- Page from the Ivar Theatre program
- Music: Richard M. Sherman Robert B. Sherman
- Lyrics: Richard M. Sherman Robert B. Sherman
- Book: Milt Larsen Bobby Lauher
- Productions: 1971 Los Angeles

= Victory Canteen =

Victory Canteen is a musical with book by Milt Larsen and Bobby Lauher and music and lyrics by Richard M. Sherman and Robert B. Sherman.

==Production==
The musical opened on January 27, 1971 at the Ivar Theatre (Hollywood, California) and ran for six months, and then transferred to San Diego. The show featured Sherry Alberoni, Patty Andrews, Lorene Yarnell, Beverly Sanders,
Stewart Rose, Marsha Kramer, Patty Shayne, and Brian Avery.

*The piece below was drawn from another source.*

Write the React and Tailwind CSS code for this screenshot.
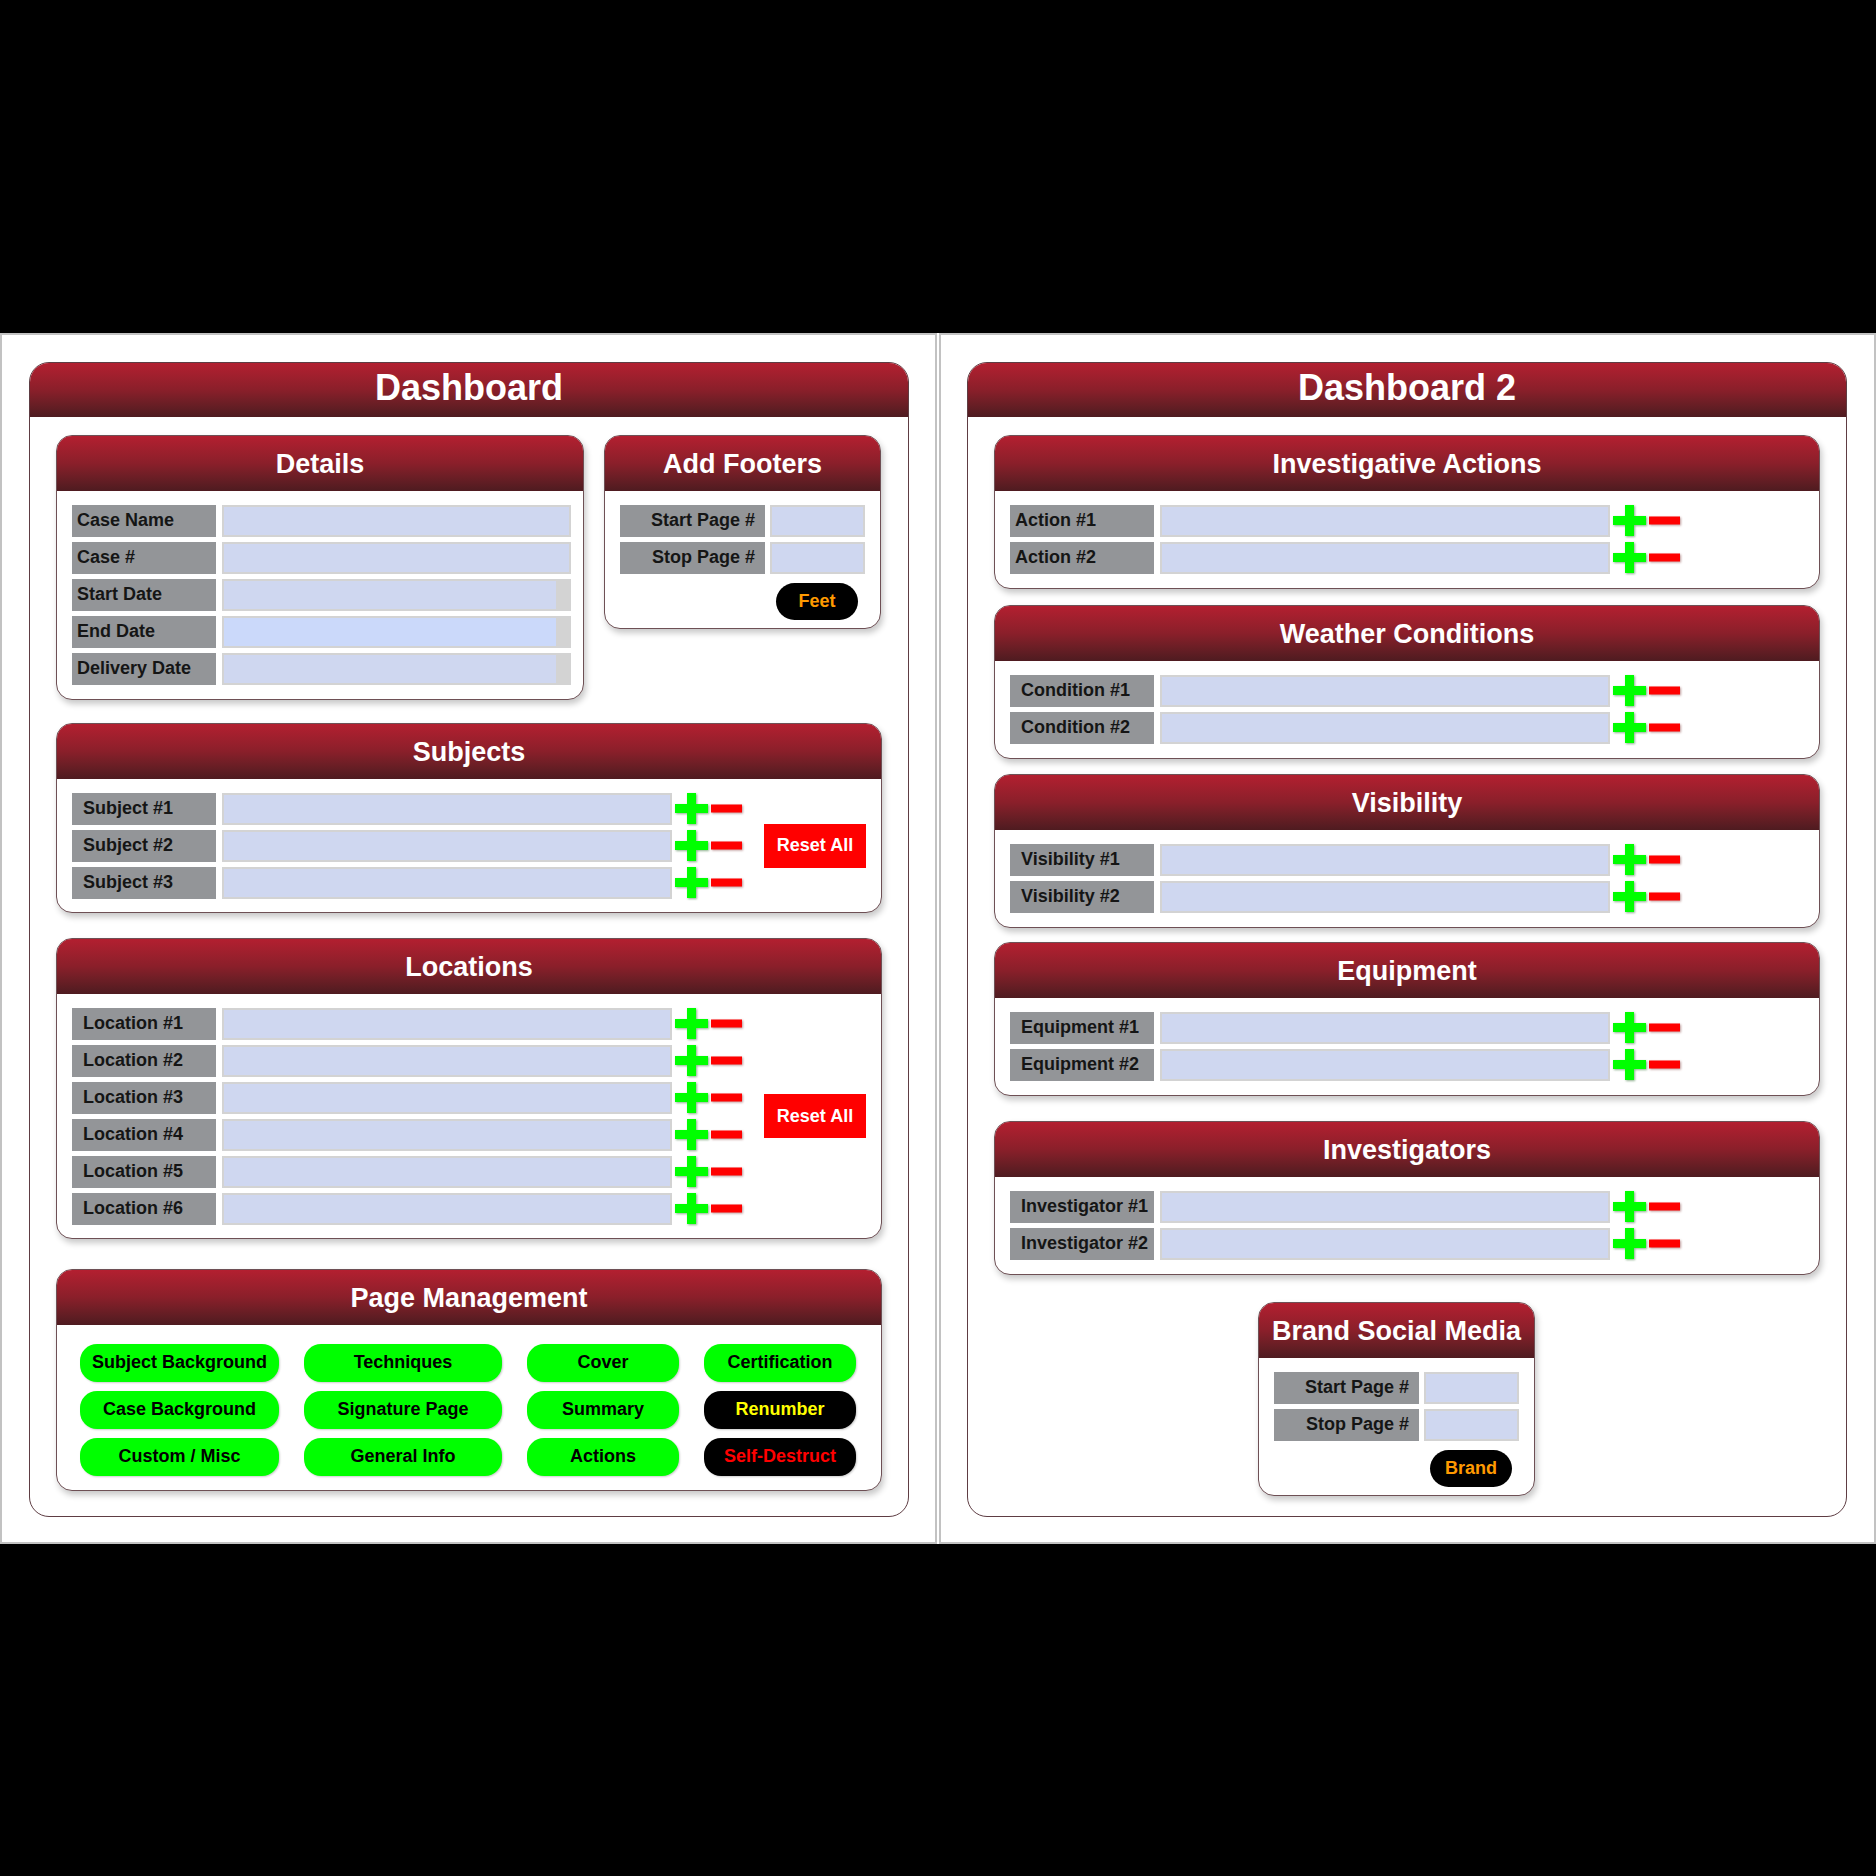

Also in the cast was Anson Williams as KNX Radio Entertainment Reporter Tom Hatten. The follow-spot operator was KFWB Traffic Reporter Doug Dunlap.

==Overview==
The show is a happy-go-lucky revue of 1940s style music written by the Sherman Brothers. It was the set up for 1974's Broadway show Over Here! which also featured Patty Andrews as well as a song score by the Shermans. None of the songs from Victory Canteen were used in Over Here!, but Victory did have a musical salute to WW I (the song "Lafayette, We're Here").

==Songs==
- Victory Canteen
- Happy Tomorrows
- Loose Lips (Sink Ships)
- Va-Va-Va-Veee (For Victory)
- Axe The Axis Polka
- My Window Full Of Stars
- Doughnuts
- L-O-V-E (They Just Can't Ration)
- Hawks!
- Let's Go Native
- South Sea Island Rhapsody
- Lafayette, We're Here
- We Two (Someday)
- Smoke 'Em Up, Smoke 'Em Up, Smoke 'Em Up!